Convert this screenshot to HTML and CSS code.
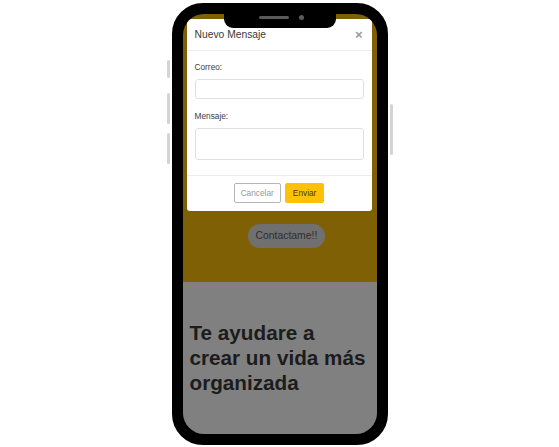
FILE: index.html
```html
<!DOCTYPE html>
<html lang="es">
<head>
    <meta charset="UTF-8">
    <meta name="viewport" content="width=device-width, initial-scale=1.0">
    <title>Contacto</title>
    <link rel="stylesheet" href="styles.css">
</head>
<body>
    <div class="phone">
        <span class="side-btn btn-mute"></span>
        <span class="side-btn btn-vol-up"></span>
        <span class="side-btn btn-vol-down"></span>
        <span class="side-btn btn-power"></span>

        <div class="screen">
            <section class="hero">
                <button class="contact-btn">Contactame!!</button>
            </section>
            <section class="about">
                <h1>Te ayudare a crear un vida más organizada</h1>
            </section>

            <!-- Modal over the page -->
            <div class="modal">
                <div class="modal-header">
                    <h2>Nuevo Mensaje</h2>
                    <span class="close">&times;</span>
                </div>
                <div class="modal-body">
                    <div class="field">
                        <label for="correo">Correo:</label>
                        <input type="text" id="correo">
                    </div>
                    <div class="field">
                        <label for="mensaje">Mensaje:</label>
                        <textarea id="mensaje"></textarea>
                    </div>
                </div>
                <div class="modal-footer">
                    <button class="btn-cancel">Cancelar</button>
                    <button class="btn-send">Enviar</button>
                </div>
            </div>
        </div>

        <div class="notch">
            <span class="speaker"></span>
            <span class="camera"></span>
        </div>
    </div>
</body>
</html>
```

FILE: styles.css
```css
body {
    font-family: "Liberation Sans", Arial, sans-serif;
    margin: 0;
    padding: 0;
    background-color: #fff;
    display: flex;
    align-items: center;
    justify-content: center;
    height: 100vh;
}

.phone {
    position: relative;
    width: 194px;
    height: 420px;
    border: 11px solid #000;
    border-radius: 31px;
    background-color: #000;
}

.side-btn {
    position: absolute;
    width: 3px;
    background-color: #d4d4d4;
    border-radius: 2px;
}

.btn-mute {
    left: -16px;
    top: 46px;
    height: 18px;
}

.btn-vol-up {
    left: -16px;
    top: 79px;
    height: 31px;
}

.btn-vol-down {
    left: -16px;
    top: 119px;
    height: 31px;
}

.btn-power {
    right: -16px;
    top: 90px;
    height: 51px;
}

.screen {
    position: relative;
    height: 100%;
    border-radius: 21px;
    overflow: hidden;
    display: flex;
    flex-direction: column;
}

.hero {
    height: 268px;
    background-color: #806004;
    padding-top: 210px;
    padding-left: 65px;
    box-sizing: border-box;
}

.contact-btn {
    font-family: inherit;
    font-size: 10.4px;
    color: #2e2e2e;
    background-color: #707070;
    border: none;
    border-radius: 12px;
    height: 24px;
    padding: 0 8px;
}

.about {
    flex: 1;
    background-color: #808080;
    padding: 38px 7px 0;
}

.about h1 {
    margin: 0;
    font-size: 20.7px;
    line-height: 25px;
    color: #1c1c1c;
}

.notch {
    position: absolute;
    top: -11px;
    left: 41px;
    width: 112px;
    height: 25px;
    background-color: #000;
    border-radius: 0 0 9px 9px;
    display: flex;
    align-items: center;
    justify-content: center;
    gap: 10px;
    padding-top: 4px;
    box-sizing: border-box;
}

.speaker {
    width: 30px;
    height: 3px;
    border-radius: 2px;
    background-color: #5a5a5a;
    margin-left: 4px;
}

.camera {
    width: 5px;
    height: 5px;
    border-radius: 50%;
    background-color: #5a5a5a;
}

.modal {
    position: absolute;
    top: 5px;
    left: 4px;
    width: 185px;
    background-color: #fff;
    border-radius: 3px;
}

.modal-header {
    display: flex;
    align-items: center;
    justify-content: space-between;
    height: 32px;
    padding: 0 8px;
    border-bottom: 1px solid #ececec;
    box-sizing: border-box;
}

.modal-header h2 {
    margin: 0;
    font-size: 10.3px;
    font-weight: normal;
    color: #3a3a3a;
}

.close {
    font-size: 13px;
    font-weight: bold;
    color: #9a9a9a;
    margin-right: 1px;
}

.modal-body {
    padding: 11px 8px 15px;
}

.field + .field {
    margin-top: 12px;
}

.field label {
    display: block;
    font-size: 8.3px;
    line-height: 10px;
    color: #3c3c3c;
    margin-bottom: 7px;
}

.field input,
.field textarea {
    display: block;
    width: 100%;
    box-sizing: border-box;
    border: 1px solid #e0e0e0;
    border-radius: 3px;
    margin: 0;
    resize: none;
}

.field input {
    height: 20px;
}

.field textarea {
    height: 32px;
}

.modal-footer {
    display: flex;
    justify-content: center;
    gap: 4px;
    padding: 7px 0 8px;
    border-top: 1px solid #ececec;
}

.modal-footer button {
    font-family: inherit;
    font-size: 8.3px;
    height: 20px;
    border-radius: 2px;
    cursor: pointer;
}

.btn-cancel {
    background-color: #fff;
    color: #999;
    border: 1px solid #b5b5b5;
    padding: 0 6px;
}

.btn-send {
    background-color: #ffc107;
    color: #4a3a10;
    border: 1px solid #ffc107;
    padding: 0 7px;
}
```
◇ ◇ ◇ ◇ ◇
▶ [Directions for this task]:
Reproduce every line of the material precisely, omitting its pictures.

▶ [Task result]:
Convert this screenshot to HTML and CSS code.
FILE: index.html
```html
<!DOCTYPE html>
<html lang="es">
<head>
    <meta charset="UTF-8">
    <meta name="viewport" content="width=device-width, initial-scale=1.0">
    <title>Contacto</title>
    <link rel="stylesheet" href="styles.css">
</head>
<body>
    <div class="phone">
        <span class="side-btn btn-mute"></span>
        <span class="side-btn btn-vol-up"></span>
        <span class="side-btn btn-vol-down"></span>
        <span class="side-btn btn-power"></span>

        <div class="screen">
            <section class="hero">
                <button class="contact-btn">Contactame!!</button>
            </section>
            <section class="about">
                <h1>Te ayudare a crear un vida más organizada</h1>
            </section>

            <!-- Modal over the page -->
            <div class="modal">
                <div class="modal-header">
                    <h2>Nuevo Mensaje</h2>
                    <span class="close">&times;</span>
                </div>
                <div class="modal-body">
                    <div class="field">
                        <label for="correo">Correo:</label>
                        <input type="text" id="correo">
                    </div>
                    <div class="field">
                        <label for="mensaje">Mensaje:</label>
                        <textarea id="mensaje"></textarea>
                    </div>
                </div>
                <div class="modal-footer">
                    <button class="btn-cancel">Cancelar</button>
                    <button class="btn-send">Enviar</button>
                </div>
            </div>
        </div>

        <div class="notch">
            <span class="speaker"></span>
            <span class="camera"></span>
        </div>
    </div>
</body>
</html>
```

FILE: styles.css
```css
body {
    font-family: "Liberation Sans", Arial, sans-serif;
    margin: 0;
    padding: 0;
    background-color: #fff;
    display: flex;
    align-items: center;
    justify-content: center;
    height: 100vh;
}

.phone {
    position: relative;
    width: 194px;
    height: 420px;
    border: 11px solid #000;
    border-radius: 31px;
    background-color: #000;
}

.side-btn {
    position: absolute;
    width: 3px;
    background-color: #d4d4d4;
    border-radius: 2px;
}

.btn-mute {
    left: -16px;
    top: 46px;
    height: 18px;
}

.btn-vol-up {
    left: -16px;
    top: 79px;
    height: 31px;
}

.btn-vol-down {
    left: -16px;
    top: 119px;
    height: 31px;
}

.btn-power {
    right: -16px;
    top: 90px;
    height: 51px;
}

.screen {
    position: relative;
    height: 100%;
    border-radius: 21px;
    overflow: hidden;
    display: flex;
    flex-direction: column;
}

.hero {
    height: 268px;
    background-color: #806004;
    padding-top: 210px;
    padding-left: 65px;
    box-sizing: border-box;
}

.contact-btn {
    font-family: inherit;
    font-size: 10.4px;
    color: #2e2e2e;
    background-color: #707070;
    border: none;
    border-radius: 12px;
    height: 24px;
    padding: 0 8px;
}

.about {
    flex: 1;
    background-color: #808080;
    padding: 38px 7px 0;
}

.about h1 {
    margin: 0;
    font-size: 20.7px;
    line-height: 25px;
    color: #1c1c1c;
}

.notch {
    position: absolute;
    top: -11px;
    left: 41px;
    width: 112px;
    height: 25px;
    background-color: #000;
    border-radius: 0 0 9px 9px;
    display: flex;
    align-items: center;
    justify-content: center;
    gap: 10px;
    padding-top: 4px;
    box-sizing: border-box;
}

.speaker {
    width: 30px;
    height: 3px;
    border-radius: 2px;
    background-color: #5a5a5a;
    margin-left: 4px;
}

.camera {
    width: 5px;
    height: 5px;
    border-radius: 50%;
    background-color: #5a5a5a;
}

.modal {
    position: absolute;
    top: 5px;
    left: 4px;
    width: 185px;
    background-color: #fff;
    border-radius: 3px;
}

.modal-header {
    display: flex;
    align-items: center;
    justify-content: space-between;
    height: 32px;
    padding: 0 8px;
    border-bottom: 1px solid #ececec;
    box-sizing: border-box;
}

.modal-header h2 {
    margin: 0;
    font-size: 10.3px;
    font-weight: normal;
    color: #3a3a3a;
}

.close {
    font-size: 13px;
    font-weight: bold;
    color: #9a9a9a;
    margin-right: 1px;
}

.modal-body {
    padding: 11px 8px 15px;
}

.field + .field {
    margin-top: 12px;
}

.field label {
    display: block;
    font-size: 8.3px;
    line-height: 10px;
    color: #3c3c3c;
    margin-bottom: 7px;
}

.field input,
.field textarea {
    display: block;
    width: 100%;
    box-sizing: border-box;
    border: 1px solid #e0e0e0;
    border-radius: 3px;
    margin: 0;
    resize: none;
}

.field input {
    height: 20px;
}

.field textarea {
    height: 32px;
}

.modal-footer {
    display: flex;
    justify-content: center;
    gap: 4px;
    padding: 7px 0 8px;
    border-top: 1px solid #ececec;
}

.modal-footer button {
    font-family: inherit;
    font-size: 8.3px;
    height: 20px;
    border-radius: 2px;
    cursor: pointer;
}

.btn-cancel {
    background-color: #fff;
    color: #999;
    border: 1px solid #b5b5b5;
    padding: 0 6px;
}

.btn-send {
    background-color: #ffc107;
    color: #4a3a10;
    border: 1px solid #ffc107;
    padding: 0 7px;
}
```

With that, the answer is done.